Atomic Layer Etching of Metals for Microelectronics

As microelectronics evolves more and more metals are being used. Deposition techniques like atomic layer deposition (ALD) are not always available. As a result, precise, selective etching methods are becoming more and more important. For example, magnetoresistive random-access-memory (MRAM) is a leading option for non-volatile digital data storage and depends upon precise stacking of a variety of magnetic metals. Atomic layer etching (ALE), as a time reversed ALD method, has potential for accurately etching nearly all materials, particularly those that cannot be deposited with precision.
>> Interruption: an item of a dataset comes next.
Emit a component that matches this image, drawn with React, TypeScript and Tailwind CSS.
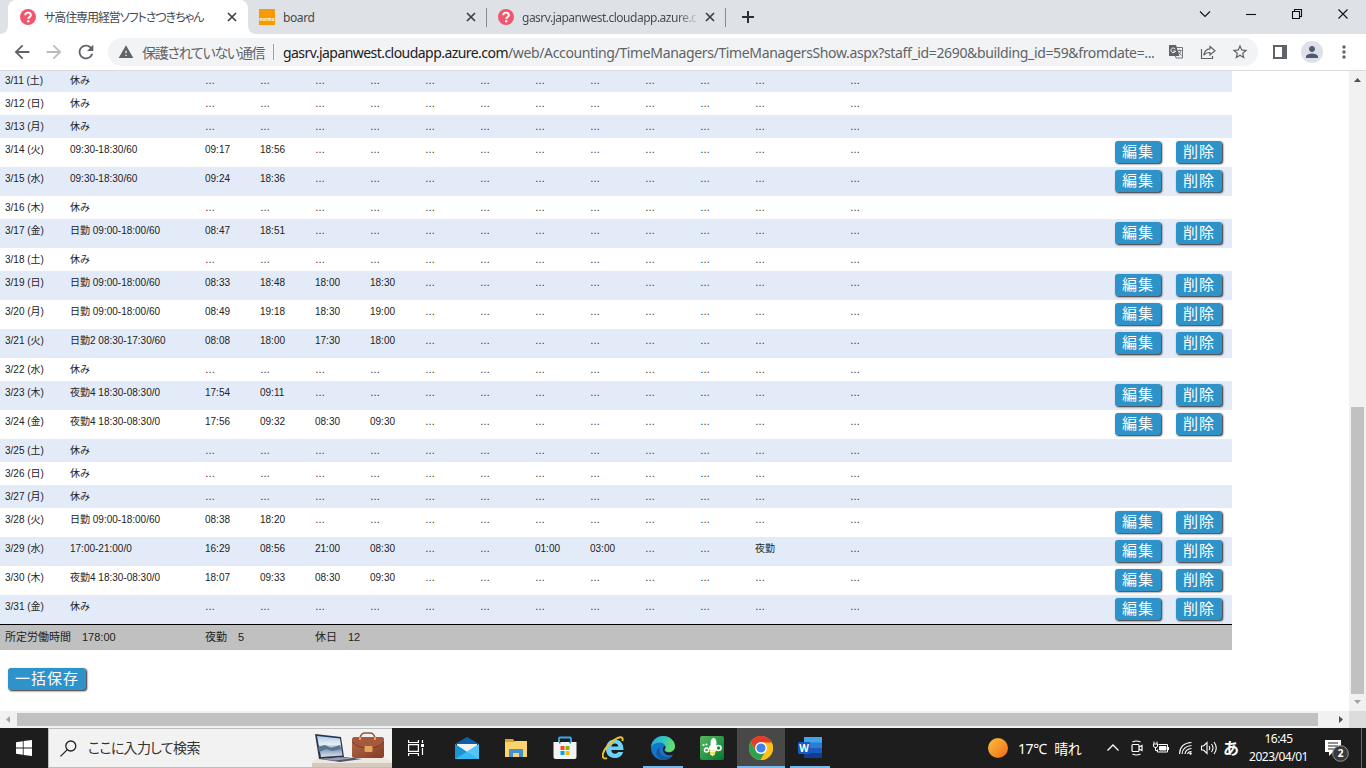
import type { ReactNode } from "react";
import {
  MdArrowBack,
  MdArrowForward,
  MdMoreVert,
  MdPerson,
  MdRefresh,
  MdStarBorder,
  MdWarning,
} from "react-icons/md";

type Row = {
  date: string;
  plan: string;
  // 出勤, 退勤, 以降の時刻
  times?: string[];
  editable?: boolean;
};

const E = "…";

const rows: Row[] = [
  { date: "3/11 (土)", plan: "休み" },
  { date: "3/12 (日)", plan: "休み" },
  { date: "3/13 (月)", plan: "休み" },
  { date: "3/14 (火)", plan: "09:30-18:30/60", times: ["09:17", "18:56"], editable: true },
  { date: "3/15 (水)", plan: "09:30-18:30/60", times: ["09:24", "18:36"], editable: true },
  { date: "3/16 (木)", plan: "休み" },
  { date: "3/17 (金)", plan: "日勤 09:00-18:00/60", times: ["08:47", "18:51"], editable: true },
  { date: "3/18 (土)", plan: "休み" },
  { date: "3/19 (日)", plan: "日勤 09:00-18:00/60", times: ["08:33", "18:48", "18:00", "18:30"], editable: true },
  { date: "3/20 (月)", plan: "日勤 09:00-18:00/60", times: ["08:49", "19:18", "18:30", "19:00"], editable: true },
  { date: "3/21 (火)", plan: "日勤2 08:30-17:30/60", times: ["08:08", "18:00", "17:30", "18:00"], editable: true },
  { date: "3/22 (水)", plan: "休み" },
  { date: "3/23 (木)", plan: "夜勤4 18:30-08:30/0", times: ["17:54", "09:11"], editable: true },
  { date: "3/24 (金)", plan: "夜勤4 18:30-08:30/0", times: ["17:56", "09:32", "08:30", "09:30"], editable: true },
  { date: "3/25 (土)", plan: "休み" },
  { date: "3/26 (日)", plan: "休み" },
  { date: "3/27 (月)", plan: "休み" },
  { date: "3/28 (火)", plan: "日勤 09:00-18:00/60", times: ["08:38", "18:20"], editable: true },
  {
    date: "3/29 (水)",
    plan: "17:00-21:00/0",
    times: ["16:29", "08:56", "21:00", "08:30", E, E, "01:00", "03:00", E, E, "夜勤"],
    editable: true,
  },
  { date: "3/30 (木)", plan: "夜勤4 18:30-08:30/0", times: ["18:07", "09:33", "08:30", "09:30"], editable: true },
  { date: "3/31 (金)", plan: "休み", editable: true },
];

const COLS = 12;

function ActionButton({ children }: { children: ReactNode }) {
  return (
    <button className="h-[22px] shrink-0 whitespace-nowrap rounded-[3px] bg-[#2e93c9] pl-[7px] pr-[7px] text-[15px] leading-[22px] tracking-[1px] text-white shadow-[1px_1px_2px_#222]">
      {children}
    </button>
  );
}

function TimeRow({ row, striped, first }: { row: Row; striped: boolean; first: boolean }) {
  const height = row.editable ? "h-[29px]" : first ? "h-[21px]" : "h-[23px]";
  return (
    <div
      className={`grid shrink-0 grid-cols-[65px_135px_repeat(10,55px)_95px_265px_auto] pl-[5px] text-[10px] leading-[12px] ${height} ${
        striped ? "bg-[#e4ebf8]" : "bg-white"
      }`}
    >
      <div className={first ? "pt-[4px]" : "pt-[6px]"}>{row.date}</div>
      <div className={first ? "pt-[4px]" : "pt-[6px]"}>{row.plan}</div>
      {Array.from({ length: COLS }, (_, i) => (
        <div key={i} className={first ? "pt-[4px]" : "pt-[6px]"}>
          {row.times?.[i] ?? E}
        </div>
      ))}
      {row.editable && (
        <div className="flex gap-[15px] pt-[3px]">
          <ActionButton>編集</ActionButton>
          <ActionButton>削除</ActionButton>
        </div>
      )}
    </div>
  );
}

function HelpFavicon() {
  return (
    <svg viewBox="0 0 16 16" className="size-4 shrink-0">
      <circle cx="8" cy="8" r="8" fill="#f2556e" />
      <path d="M5.2 6.3C5.2 4.5 6.4 3.6 8 3.6s2.9 1 2.9 2.5c0 2-2.6 2-2.6 3.8" fill="none" stroke="#fff" strokeWidth="1.9" />
      <circle cx="8.2" cy="12.3" r="1.2" fill="#fff" />
    </svg>
  );
}

function TabClose() {
  return (
    <svg viewBox="0 0 10 10" className="size-[10px] shrink-0" stroke="#3c4043" strokeWidth="1.7">
      <path d="M1 1l8 8M9 1l-8 8" />
    </svg>
  );
}

function TabStrip() {
  return (
    <div className="flex h-[34px] shrink-0 bg-[#dee1e6] text-[12px] text-[#45494d]">
      <div className="flex w-2 items-end bg-white">
        <div className="h-full w-2 rounded-br-lg bg-[#dee1e6]" />
      </div>
      <div className="flex w-60 items-center rounded-t-lg bg-white pl-3">
        <HelpFavicon />
        <div className="ml-2 w-[183px] whitespace-nowrap pt-px tracking-[-1.08px] [font-feature-settings:'palt']">
          サ高住専用経営ソフトさつきちゃん
        </div>
        <TabClose />
      </div>
      <div className="w-2 bg-white">
        <div className="h-full w-2 rounded-bl-lg bg-[#dee1e6]" />
      </div>
      <div className="flex w-[230px] items-center pl-[3px]">
        <div className="flex size-4 items-end justify-center bg-[#f59a00] pb-[4px] text-[4.5px] font-bold leading-none text-white">
          norma
        </div>
        <div className="ml-2 w-[183px] pt-px tracking-[-0.4px]">board</div>
        <TabClose />
      </div>
      <div className="mt-2 h-[19px] w-px bg-[#85888c]" />
      <div className="flex w-[238px] items-center pl-[11px]">
        <HelpFavicon />
        <div className="ml-2 w-[183px] whitespace-nowrap bg-[linear-gradient(to_right,#45494d_155px,#d0d3d7_176px)] bg-clip-text pt-px tracking-[-0.5px] text-transparent">
          gasrv.japanwest.cloudapp.azure.c
        </div>
        <TabClose />
      </div>
      <div className="mt-2 h-[19px] w-px bg-[#85888c]" />
      <svg viewBox="0 0 12 12" className="ml-4 mt-[11px] size-3" stroke="#2d3033" strokeWidth="2">
        <path d="M6 0v12M0 6h12" />
      </svg>
      <div className="ml-auto flex h-7 text-black">
        <WindowButton>
          <path d="M13 11.5l5 5 5-5" />
        </WindowButton>
        <WindowButton>
          <path d="M13 14.5h10" />
        </WindowButton>
        <WindowButton>
          <path d="M13.5 11.5h7v7h-7zM15.500 11.500v-2h7v7h-2" />
        </WindowButton>
        <WindowButton>
          <path d="M13.5 9.5l9 9M22.5 9.5l-9 9" />
        </WindowButton>
      </div>
    </div>
  );
}

function WindowButton({ children }: { children: ReactNode }) {
  return (
    <div className="flex w-[46px] justify-center">
      <svg viewBox="0 0 36 28" className="h-7 w-9" fill="none" stroke="#111" strokeWidth="1.1">
        {children}
      </svg>
    </div>
  );
}

function Toolbar() {
  return (
    <div className="flex h-9 shrink-0 items-center bg-white pl-[11px] text-[#5f6368]">
      <MdArrowBack className="size-[22px]" />
      <MdArrowForward className="ml-[10px] size-[22px] text-[#b9bbbe]" />
      <MdRefresh className="ml-[10px] size-[22px]" />
      <div className="ml-[11px] flex h-7 w-[1150px] items-center rounded-full bg-[#f1f3f4] pl-[10px] text-[14px]">
        <MdWarning className="size-4 shrink-0" />
        <span className="ml-2 w-[122px] shrink-0 whitespace-nowrap tracking-[-1.3px] [font-feature-settings:'palt']">
          保護されていない通信
        </span>
        <span className="ml-[9px] h-4 w-px shrink-0 bg-[#9aa0a6]" />
        <span className="ml-[9px] w-[876px] shrink-0 whitespace-nowrap tracking-[-0.36px]">
          <span className="tracking-[-0.55px] text-[#202124]">gasrv.japanwest.cloudapp.azure.com</span>
          /web/Accounting/TimeManagers/TimeManagersShow.aspx?staff_id=2690&amp;building_id=59&amp;fromdate=...
        </span>
        <svg viewBox="0 0 16 16" className="ml-[9px] size-4 shrink-0">
          <path d="M5 3.5h9.5v10.500H8z" fill="none" stroke="#73777b" />
          <path d="M1 1h7l3.500 11H1z" fill="#5f6368" />
          <path d="M7.300 5.200A2.300 2.300 0 1 0 7.500 7H5.300" fill="none" stroke="#fff" />
          <path d="M9.500 6.500h4M11.500 5.500v1M13 6.500c-.5 2-1.500 3-2.500 4M10.500 8l3 3.500" fill="none" stroke="#73777b" />
        </svg>
        <svg viewBox="0 0 16 16" className="ml-4 size-4 shrink-0" fill="none" stroke="#5f6368" strokeWidth="1.2">
          <path d="M1.500 5v9.500h11V12" />
          <path d="M10 2.500l5 4.200-5 4.200V8.500c-3 0-5 .8-6.300 2.700C4.200 7.500 6.200 5.100 10 4.800z" />
        </svg>
        <MdStarBorder className="ml-[15px] size-[18px] shrink-0" />
      </div>
      <div className="ml-[15px] h-[14px] w-[14px] border-2 border-r-[5px] border-[#5f6368]" />
      <div className="ml-[14px] flex size-[22px] items-center justify-center rounded-full bg-[#dde0e6]">
        <MdPerson className="size-[18px] text-[#4e5a70]" />
      </div>
      <MdMoreVert className="ml-[11px] size-5" />
    </div>
  );
}

function PageContent() {
  return (
    <div className="flex w-[1349px] flex-col overflow-hidden bg-white font-['Liberation_Sans','Noto_Sans_CJK_JP',sans-serif] text-[#222]">
      <div className="flex w-[1232px] flex-col">
        {rows.map((row, i) => (
          <TimeRow key={row.date} row={row} striped={i % 2 === 0} first={i === 0} />
        ))}
        <div className="grid h-[26px] grid-cols-[200px_110px_auto] border-t border-black bg-[#c0c0c0] pl-[5px] text-[11px] leading-[24px]">
          <div>所定労働時間　178:00</div>
          <div>夜勤　5</div>
          <div>休日　12</div>
        </div>
      </div>
      <div className="flex pl-2 pt-[18px]">
        <ActionButton>一括保存</ActionButton>
      </div>
    </div>
  );
}

function VerticalScrollbar() {
  return (
    <div className="flex w-[17px] flex-col items-center bg-[#f1f1f1]">
      <svg viewBox="0 0 17 17" className="h-[17px] w-[17px]">
        <path d="M5 11h7L8.500 7z" fill="#505050" />
      </svg>
      <div className="mt-[319px] h-[287px] w-[13px] bg-[#c1c1c1]" />
      <svg viewBox="0 0 17 17" className="h-[17px] w-[17px]">
        <path d="M5 6h7L8.500 10z" fill="#a3a3a3" />
      </svg>
    </div>
  );
}

function HorizontalScrollbar() {
  return (
    <div className="flex h-[17px] shrink-0 items-center bg-[#f1f1f1]">
      <svg viewBox="0 0 17 17" className="h-[17px] w-[17px]">
        <path d="M10 5v7L6 8.500z" fill="#a3a3a3" />
      </svg>
      <div className="h-[13px] w-[1301px] bg-[#c1c1c1]" />
      <svg viewBox="0 0 17 17" className="ml-[14px] h-[17px] w-[17px]">
        <path d="M7 5v7l4-3.500z" fill="#505050" />
      </svg>
      <div className="h-full w-[17px] bg-[#dcdcdc]" />
    </div>
  );
}

function SearchArt() {
  return (
    <svg viewBox="0 0 80 38" className="h-[38px] w-20 shrink-0">
      <defs>
        <linearGradient id="bag" x1="0" y1="0" x2="1" y2="1">
          <stop offset="0" stopColor="#b8694a" />
          <stop offset="1" stopColor="#823d26" />
        </linearGradient>
        <linearGradient id="screen" x1="0" y1="0" x2="0" y2="1">
          <stop offset="0" stopColor="#a7d0ee" />
          <stop offset="0.4" stopColor="#e8eef2" />
          <stop offset="0.6" stopColor="#7896b4" />
          <stop offset="1" stopColor="#d9e4ee" />
        </linearGradient>
      </defs>
      <path d="M5 29h70l5 5H0z" fill="#eee7e0" />
      <path d="M0 34h80v4H0z" fill="#d6cabf" />
      <path d="M3 5l26 3 3 20-25 2z" fill="#2c3449" />
      <path d="M5 7l23 2.500 2.500 17L9 28z" fill="url(#screen)" />
      <path d="M6 18l7-2 6 3 9-3 1 4-9 2-6-2-7 3z" fill="#5a7390" />
      <path d="M7 30l25-2 18 2-22 3z" fill="#4d5468" />
      <path d="M10 30l21-1.500 9 1-17 2z" fill="#9ba3b4" />
      <path d="M48 9q1-5 5-5h5q4 0 5 5" fill="none" stroke="#9b5239" strokeWidth="1.600" />
      <rect x="40" y="8" width="32" height="21" rx="2.500" fill="url(#bag)" />
      <path d="M40 13q0-5 3-5h26q3 0 3 5-6 6-16 6t-16-6z" fill="#a55a3d" />
      <path d="M40 13q6 6 16 6t16-6" fill="none" stroke="#6d3322" strokeWidth="0.800" />
      <rect x="52.500" y="17" width="8" height="6" rx="1" fill="#e2a45b" />
      <path d="M47 8h2v3h-2zM62 8h2v3h-2z" fill="#e2a45b" />
    </svg>
  );
}

function TaskIcon({ children, active, open }: { children: ReactNode; active?: boolean; open?: boolean }) {
  return (
    <div className={`flex w-12 flex-col items-center ${active ? "bg-[#484848]" : ""}`}>
      <svg viewBox="0 0 24 24" className="mb-[6px] mt-2 size-6 shrink-0">
        {children}
      </svg>
      {(open || active) && <div className={`h-0.5 bg-[#76b9ed] ${active ? "w-12" : "w-10"}`} />}
    </div>
  );
}

function TaskApps() {
  return (
    <div className="ml-[3px] flex gap-px">
      <TaskIcon>
        <path d="M0 8L12 1l12 7z" fill="#0f5fa8" />
        <path d="M2 8h20v8H2z" fill="#f2f2f2" />
        <path d="M0 8l12 8L24 8v15H0z" fill="#2cb1ec" />
        <path d="M24 8L0 23h24z" fill="#53c6f6" />
        <path d="M0 8l12 8L0 23z" fill="#1795d4" />
        <path d="M12 16L0 23h24z" fill="#38b8f0" />
      </TaskIcon>
      <TaskIcon>
        <path d="M1 3h8l2 3v5H1z" fill="#e5a020" />
        <path d="M1 6h9l1-1h12v16H1z" fill="#fbd36b" />
        <path d="M5 21v-8h14v8h-4v-4H9v4z" fill="#4290d2" />
        <path d="M9 17h6v4H9z" fill="#fbd36b" />
      </TaskIcon>
      <TaskIcon>
        <path d="M6 7V2.500q0-1 1-1h10q1 0 1 1V7" fill="none" stroke="#32b1e9" strokeWidth="1.800" />
        <path d="M.5 6h23v15q0 2-2 2h-19q-2 0-2-2z" fill="#f3f3f3" />
        <path d="M6 6h1.500v1.500H6zM16.500 6H18v1.500h-1.500z" fill="#1b7fb8" />
        <path d="M7.500 10h4v4h-4z" fill="#f25022" />
        <path d="M12.500 10h4v4h-4z" fill="#7fba00" />
        <path d="M7.500 15h4v4h-4z" fill="#00a4ef" />
        <path d="M12.500 15h4v4h-4z" fill="#ffb900" />
      </TaskIcon>
      <TaskIcon>
        <path
          d="M21.500 14H9.300c.2 2.300 1.500 3.700 3.600 3.700 1.500 0 2.600-.5 3.200-1.700h5c-1.200 4-4.200 6-8.400 6-5.400 0-8.700-3.500-8.700-9S7.300 3.500 12.500 3.500c5.700 0 9 4 9 10.500zM9.400 10.500h6.900c-.2-2-1.500-3.100-3.400-3.100s-3.200 1.100-3.500 3.100z"
          fill="#6bd3f7"
        />
        <path d="M5 22.200C-1.500 24-.5 16 7 8.500S22-1.500 20.500 5" fill="none" stroke="#f3c02f" strokeWidth="1.900" />
      </TaskIcon>
      <TaskIcon open>
        <defs>
          <linearGradient id="edge" x1="0" y1="0" x2="1" y2="0.300">
            <stop offset="0" stopColor="#29a9df" />
            <stop offset="0.500" stopColor="#31c3c7" />
            <stop offset="1" stopColor="#68dc68" />
          </linearGradient>
        </defs>
        <circle cx="12" cy="12" r="12" fill="#1177cb" />
        <path d="M0 11C1 4 6 0 12 0c7 0 12 5 12 10 0 4-3 6-6 6-3 0-5-1-4-3 1-1 1-2 0-4-3-4-11-3-14 2z" fill="url(#edge)" />
        <path d="M9 11c-2 5 1 9 6 10 3 .5 5-.5 7-2-3 6-11 6-15 2-3-3-2-8 2-10z" fill="#15579f" />
        <path d="M14 10c1 1.500 0 2.500-.5 3.500-.5 2 2 3 4.500 3 2.500 0 5-1.500 6.500-5V18l-2 .5c-4 2-11 .5-10.500-5.500 0-1 .5-2.500 2-3z" fill="#1d1d1d" />
      </TaskIcon>
      <TaskIcon>
        <defs>
          <linearGradient id="green" x1="0" y1="0" x2="1" y2="1">
            <stop offset="0" stopColor="#57b862" />
            <stop offset="1" stopColor="#06792d" />
          </linearGradient>
        </defs>
        <rect width="24" height="24" rx="2" fill="url(#green)" />
        <ellipse cx="13.500" cy="7" rx="3" ry="5" fill="#fff" />
        <ellipse cx="13" cy="12" rx="4" ry="3.500" fill="#fff" />
        <circle cx="6.500" cy="14" r="2" fill="none" stroke="#fff" strokeWidth="1.500" />
        <circle cx="3.500" cy="9" r="1.100" fill="#fff" />
        <circle cx="6.500" cy="8.500" r="1.100" fill="#fff" />
        <circle cx="18.500" cy="12" r="2.500" fill="none" stroke="#fff" strokeWidth="1.600" />
        <path d="M10 14.500h5.500l-.5 3.500-2.500 2.500-2.500-2.500z" fill="#f6e04b" />
        <path d="M9.500 15.500h6M10.500 18.500h4" stroke="#fff" strokeWidth="0.800" />
      </TaskIcon>
      <TaskIcon active>
        <circle cx="12" cy="12" r="12" fill="#fbc116" />
        <path d="M1.600 6A12 12 0 0 0 11.500 24L17 15l-5-3-5 3z" fill="#2ba24c" />
        <path d="M12 6.500h10.700A12 12 0 0 1 11.500 24L17 14.500z" fill="#fbc116" />
        <path d="M1.600 6A12 12 0 0 1 22.700 6.500H12L7 14.800z" fill="#e33b2e" />
        <circle cx="12" cy="12" r="6" fill="#fff" />
        <circle cx="12" cy="12" r="4.600" fill="#4081ee" />
      </TaskIcon>
      <TaskIcon open>
        <path d="M6 1h18v6H6z" fill="#41a5ee" />
        <path d="M6 6.500h18V12H6z" fill="#2b7cd3" />
        <path d="M6 12h18v5.500H6z" fill="#185abd" />
        <path d="M6 17h18v5H6z" fill="#103f91" />
        <rect y="6" width="12" height="12" rx="1" fill="#185abd" />
        <text x="6" y="15.500" fontSize="10" fontWeight="bold" textAnchor="middle" fill="#fff">
          W
        </text>
      </TaskIcon>
    </div>
  );
}

function Tray() {
  return (
    <div className="ml-auto flex items-center text-white">
      <div className="size-5 rounded-full bg-gradient-to-br from-[#f8c03c] to-[#ee6a12]" />
      <div className="ml-[10px] w-[87px] whitespace-nowrap text-[14px] tracking-[-0.4px]">
        17℃&nbsp; <span className="ml-px">晴れ</span>
      </div>
      <svg viewBox="0 0 16 16" className="size-4" fill="none" stroke="#fff" strokeWidth="1.300">
        <path d="M2.500 10.500L8 5l5.500 5.500" />
      </svg>
      <svg viewBox="0 0 16 16" className="ml-2 size-4" fill="none" stroke="#fff" strokeWidth="1.200">
        <rect x="3" y="4.500" width="7" height="7" rx="1" />
        <path d="M10 7l3-1.500v5L10 9M3.500 2q4-2 8 0M3.500 14q4 2 8 0" />
      </svg>
      <svg viewBox="0 0 16 16" className="ml-2 size-4" fill="none" stroke="#fff">
        <path d="M5.500 4.500H14.500V12H4.500V9.500M15.500 7v3M1 1.500V4M4 1.500V4M.5 4h4v2q0 1.500-2 1.500T.5 6zM2.500 7.500v3h2" />
        <path d="M6.500 6.500h6.500v3.500H6.500z" fill="#fff" />
      </svg>
      <svg viewBox="0 0 16 16" className="ml-[9px] size-4" fill="none" stroke="#fff" strokeWidth="1.100">
        <path d="M1.500 14Q2 3 13.500 2.500M4 14q.5-7.500 9.500-8.500M7 14q.5-5 6.500-5.500M9.500 14q.5-2.500 4-2.500" />
        <circle cx="12.500" cy="13.500" r="1.200" fill="#fff" stroke="none" />
      </svg>
      <svg viewBox="0 0 18 16" className="ml-[6px] h-4 w-[18px]" fill="none" stroke="#fff" strokeWidth="1.100">
        <path d="M1.500 6h2L7 2.500v11L3.500 10h-2zM9 6q1.500 2 0 4M11.500 4q3 4 0 8M14 2q4.500 6 0 12" />
      </svg>
      <div className="ml-[5px] w-4 text-[16px] font-bold leading-4">あ</div>
      <div className="ml-[9px] w-[61px] text-center text-[12px] leading-[18px] tracking-[-0.5px]">
        <div>16:45</div>
        <div>2023/04/01</div>
      </div>
      <svg viewBox="0 0 26 27" className="ml-[15px] mt-px h-[27px] w-[26px]">
        <path d="M1 5h16v12H9l-4 4v-4H1z" fill="#fff" />
        <path d="M4 8h10M4 11h10M4 14h7" stroke="#222" strokeWidth="1.100" />
        <circle cx="16.500" cy="18.500" r="7.800" fill="#3a3a3a" stroke="#989898" />
        <text x="16.500" y="22" fontSize="10" fontWeight="bold" textAnchor="middle" fill="#fff">
          2
        </text>
      </svg>
      <div className="ml-[11px] mr-1 h-10 w-px bg-[#676767]" />
    </div>
  );
}

function Taskbar() {
  return (
    <div className="flex h-10 shrink-0 bg-[#1d1d1d]">
      <div className="flex w-12 items-center justify-center">
        <svg viewBox="0 0 16 16" className="size-4" fill="#fff">
          <path d="M0 2.200l6.800-1v6.300H0zM7.600 1.100L16 0v7.500H7.600zM0 8.400h6.800v6.400L0 13.800zM7.600 8.400H16V16l-8.400-1.100z" />
        </svg>
      </div>
      <div className="flex w-[344px] items-center border border-r-0 border-[#bdbdbd] bg-[#f2f2f2] pl-[11px]">
        <svg viewBox="0 0 17 17" className="size-[17px]" fill="none" stroke="#222" strokeWidth="1.300">
          <circle cx="10.800" cy="6" r="5" />
          <path d="M7.300 9.600L.5 16.400" />
        </svg>
        <div className="mb-px ml-[11px] w-[224px] whitespace-nowrap text-[14px] tracking-[-0.7px] text-[#333] [font-feature-settings:'palt']">
          ここに入力して検索
        </div>
        <SearchArt />
      </div>
      <div className="flex w-12 items-center justify-center">
        <svg viewBox="0 0 16 16" className="size-4" fill="none" stroke="#fff" strokeWidth="1.200">
          <path d="M.6 0v2.500h9.800V0M.6 16v-2.500h9.800V16M.6 4.600h9.800v6.800H.6zM14.500 0v3M14.500 8v7" />
          <path d="M13 4h3v3h-3z" fill="#fff" stroke="none" />
        </svg>
      </div>
      <TaskApps />
      <Tray />
    </div>
  );
}

export default function App() {
  return (
    <div className="flex h-[768px] w-[1366px] flex-col overflow-hidden bg-white font-['Noto_Sans','Noto_Sans_CJK_JP',sans-serif]">
      <TabStrip />
      <Toolbar />
      <div className="flex h-[641px] shrink-0 border-t border-[#dadce0]">
        <PageContent />
        <VerticalScrollbar />
      </div>
      <HorizontalScrollbar />
      <Taskbar />
    </div>
  );
}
Herein, we demonstrate the etching of some transition metals used in MRAM applications, Co, Fe, and CoFeB where the tunneling barrier (MgO) acts as an etch stop. The etch is conducted using a thermal approach (versus plasma), where the film is etched by sequential dosing with to two different chemical moieties, chlorine and acetylacetone (acac). Thus, optimizing kinetic factors to overcome thermodynamic limitations, thereby developing a controlled etch driving towards one atomic layer at a time. Similar techniques demonstrate that Cu is etched under comparatively mild conditions, whereas Pt requires more aggressive temperatures and pressures to facilitate the etch. Etching of candidates for lowermost level metallizations will also be discussed.